> [WHAT TO PRODUCE]: Copy each line that has the string "this" somewhere in it.

> [ROWS]:
begin
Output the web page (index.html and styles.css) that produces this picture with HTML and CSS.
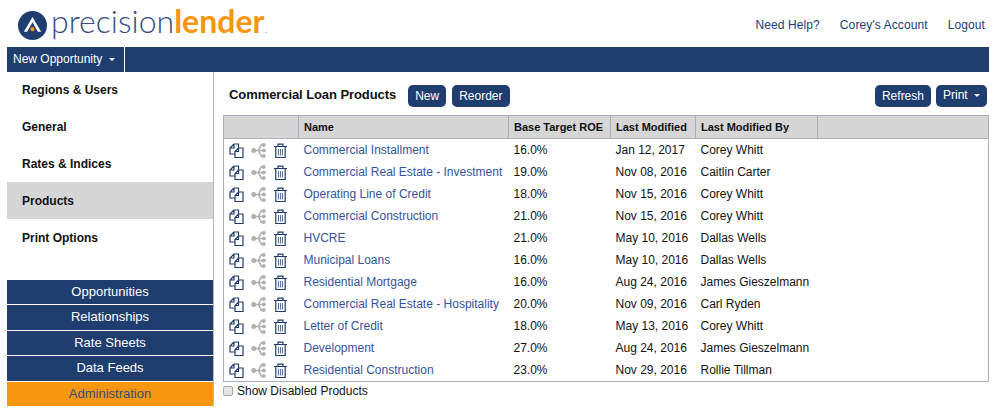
end
begin
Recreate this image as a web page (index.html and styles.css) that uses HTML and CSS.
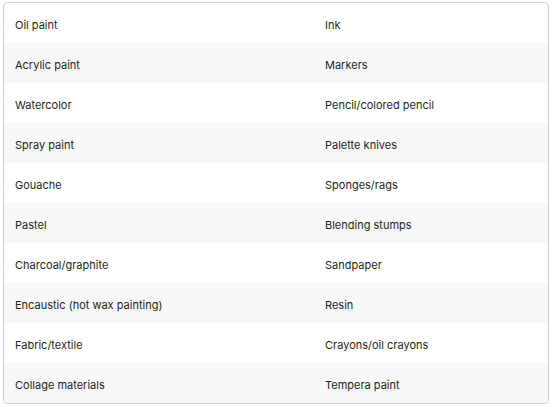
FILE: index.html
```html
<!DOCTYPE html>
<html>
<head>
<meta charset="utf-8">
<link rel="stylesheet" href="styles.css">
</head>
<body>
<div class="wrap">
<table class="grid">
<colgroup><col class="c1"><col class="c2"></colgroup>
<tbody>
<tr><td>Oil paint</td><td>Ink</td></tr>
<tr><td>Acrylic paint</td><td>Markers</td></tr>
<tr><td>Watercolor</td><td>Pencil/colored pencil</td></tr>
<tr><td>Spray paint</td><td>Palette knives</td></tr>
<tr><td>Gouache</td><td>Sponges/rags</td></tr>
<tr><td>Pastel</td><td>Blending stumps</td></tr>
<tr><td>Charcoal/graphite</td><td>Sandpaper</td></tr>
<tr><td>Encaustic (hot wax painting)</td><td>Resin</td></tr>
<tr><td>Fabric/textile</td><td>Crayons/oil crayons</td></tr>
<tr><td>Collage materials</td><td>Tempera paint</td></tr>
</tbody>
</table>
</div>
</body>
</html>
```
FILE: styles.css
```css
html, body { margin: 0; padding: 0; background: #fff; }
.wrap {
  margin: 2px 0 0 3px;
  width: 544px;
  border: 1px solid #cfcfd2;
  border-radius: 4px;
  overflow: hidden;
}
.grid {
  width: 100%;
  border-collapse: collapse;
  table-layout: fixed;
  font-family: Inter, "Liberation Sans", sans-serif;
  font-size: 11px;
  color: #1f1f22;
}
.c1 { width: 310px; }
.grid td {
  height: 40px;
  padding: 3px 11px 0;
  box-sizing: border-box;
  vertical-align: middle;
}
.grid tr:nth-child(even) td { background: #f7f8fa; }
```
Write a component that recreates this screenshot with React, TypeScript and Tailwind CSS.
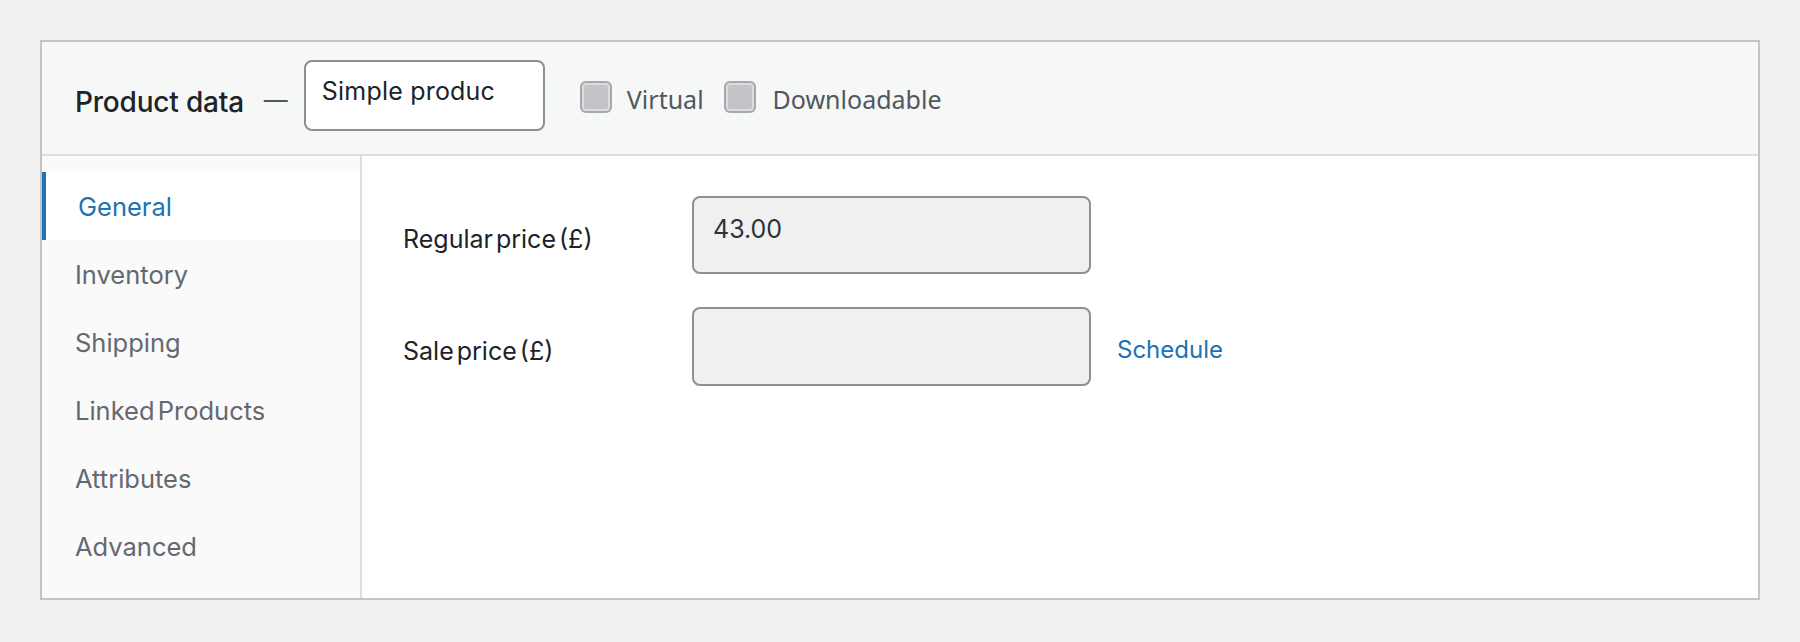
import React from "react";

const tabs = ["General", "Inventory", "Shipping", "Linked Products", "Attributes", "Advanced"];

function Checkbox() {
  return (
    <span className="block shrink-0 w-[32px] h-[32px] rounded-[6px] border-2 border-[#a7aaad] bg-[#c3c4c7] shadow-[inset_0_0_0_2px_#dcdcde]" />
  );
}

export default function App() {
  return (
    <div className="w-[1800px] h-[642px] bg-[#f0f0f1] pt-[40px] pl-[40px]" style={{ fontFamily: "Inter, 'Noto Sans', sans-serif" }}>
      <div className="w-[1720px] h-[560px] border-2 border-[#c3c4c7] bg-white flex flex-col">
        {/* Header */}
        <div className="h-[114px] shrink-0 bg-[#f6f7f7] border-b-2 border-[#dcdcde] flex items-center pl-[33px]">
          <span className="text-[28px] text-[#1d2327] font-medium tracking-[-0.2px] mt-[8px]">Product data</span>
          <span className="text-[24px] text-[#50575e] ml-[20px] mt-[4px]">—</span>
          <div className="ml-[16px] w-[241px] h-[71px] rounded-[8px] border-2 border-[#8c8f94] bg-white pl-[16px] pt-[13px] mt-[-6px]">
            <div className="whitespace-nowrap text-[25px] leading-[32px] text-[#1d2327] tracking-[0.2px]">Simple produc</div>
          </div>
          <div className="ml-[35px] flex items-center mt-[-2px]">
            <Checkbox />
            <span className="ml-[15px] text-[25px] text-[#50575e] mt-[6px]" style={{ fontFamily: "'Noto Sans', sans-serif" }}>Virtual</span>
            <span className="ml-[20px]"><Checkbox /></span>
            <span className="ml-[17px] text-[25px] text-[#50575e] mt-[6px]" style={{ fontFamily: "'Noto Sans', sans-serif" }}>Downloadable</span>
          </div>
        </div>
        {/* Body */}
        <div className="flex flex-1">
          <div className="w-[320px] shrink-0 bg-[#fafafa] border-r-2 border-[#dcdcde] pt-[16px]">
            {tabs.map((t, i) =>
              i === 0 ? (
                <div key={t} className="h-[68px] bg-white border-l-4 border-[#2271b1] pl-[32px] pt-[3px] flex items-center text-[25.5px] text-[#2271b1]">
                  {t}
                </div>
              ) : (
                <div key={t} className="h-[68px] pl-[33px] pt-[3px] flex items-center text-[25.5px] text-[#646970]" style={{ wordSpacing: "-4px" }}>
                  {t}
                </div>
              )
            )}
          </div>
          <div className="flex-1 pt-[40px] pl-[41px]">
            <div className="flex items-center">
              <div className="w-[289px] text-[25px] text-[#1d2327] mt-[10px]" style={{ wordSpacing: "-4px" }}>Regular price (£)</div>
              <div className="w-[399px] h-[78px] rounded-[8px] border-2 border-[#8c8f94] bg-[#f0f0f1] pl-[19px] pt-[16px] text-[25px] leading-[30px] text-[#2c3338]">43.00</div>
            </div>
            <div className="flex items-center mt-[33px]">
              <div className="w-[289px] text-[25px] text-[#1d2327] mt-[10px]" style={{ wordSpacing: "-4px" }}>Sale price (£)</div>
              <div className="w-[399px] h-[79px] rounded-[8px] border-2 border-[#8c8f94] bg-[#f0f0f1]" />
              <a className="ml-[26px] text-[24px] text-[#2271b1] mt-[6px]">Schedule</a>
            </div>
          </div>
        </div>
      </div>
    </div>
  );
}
end
> [IN RESPONSE]:
Output the web page (index.html and styles.css) that produces this picture with HTML and CSS.
Recreate this image as a web page (index.html and styles.css) that uses HTML and CSS.
Write a component that recreates this screenshot with React, TypeScript and Tailwind CSS.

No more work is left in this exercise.